S’étant soumise, la Yamunā fut pardonnée. Elle était toute proche, maintenant, et Śrī Balarāma souhaita jouir du plaisir de nager dans ses eaux en la compagnie des gopīs, comme un éléphant s’ébat avec ses nombreuses compagnes. Le bain dura longtemps, puis, lorsque Śrī Balarāma eut connu pleine satisfaction, Il sortit des eaux. Alors une déesse de la fortune Lui offrit un bel habit bleu, ainsi qu’un précieux collier d’or. Grande était la séduction de Śrī Balarāma, après Son bain dans la Yamunā, vêtu de bleu et paré de bijoux d’or. Comme Son teint est blanc, Il ressemblait à l’éléphant blanc du roi Indra, dans les planètes édéniques. Aujourd’hui encore, la rivière Yamunā se divise en de nombreuses petites branches : elle a été écorchée par la pioche de Śrī Balarāma. Et ces branches de la Yamunā glorifient toujours Sa toute-puissance.

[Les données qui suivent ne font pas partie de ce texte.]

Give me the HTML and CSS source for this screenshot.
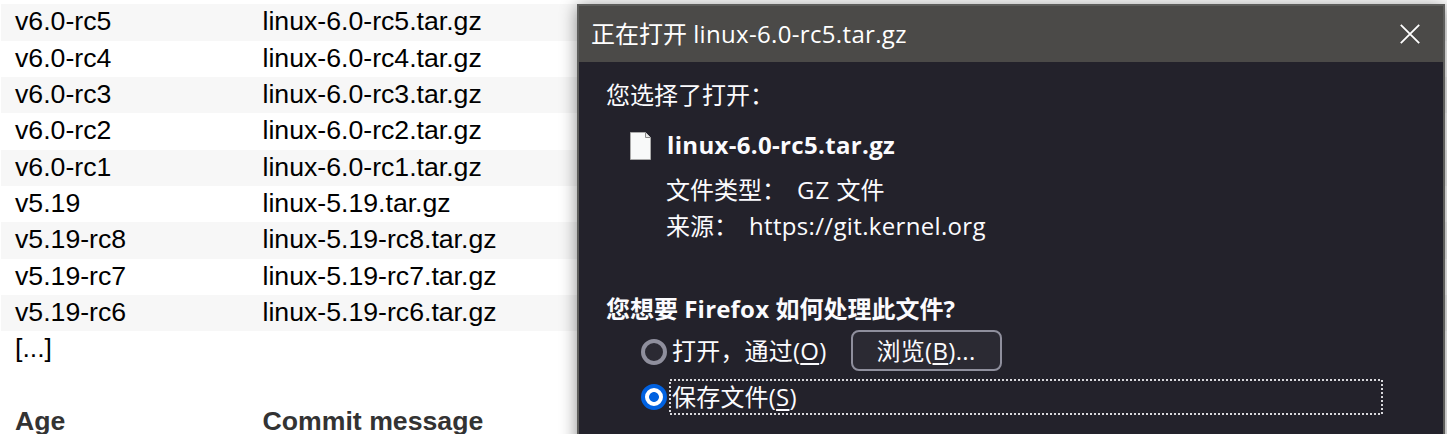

Chaque nuit, pendant deux mois, Śrī Balarāma et les gopīs prirent ainsi plaisir ensemble à leurs Divertissements spirituels et absolus ; le temps coulait pour eux si vite que toutes ces nuits n’en semblèrent qu’une. Śrī Balarāma présent, les gopīs et les habitants de Vṛndāvana avaient retrouvé la même joie qu’aux jours où habitaient avec eux les deux Frères, Śrī Kṛṣṇa et Śrī Balarāma. »

Ainsi s’achèvent les enseignements de Bhaktivedanta pour le soixante-cinquième chapitre du Livre de Kṛṣṇa, intitulé: « Śrī Balarāma visite Vṛndāvana ».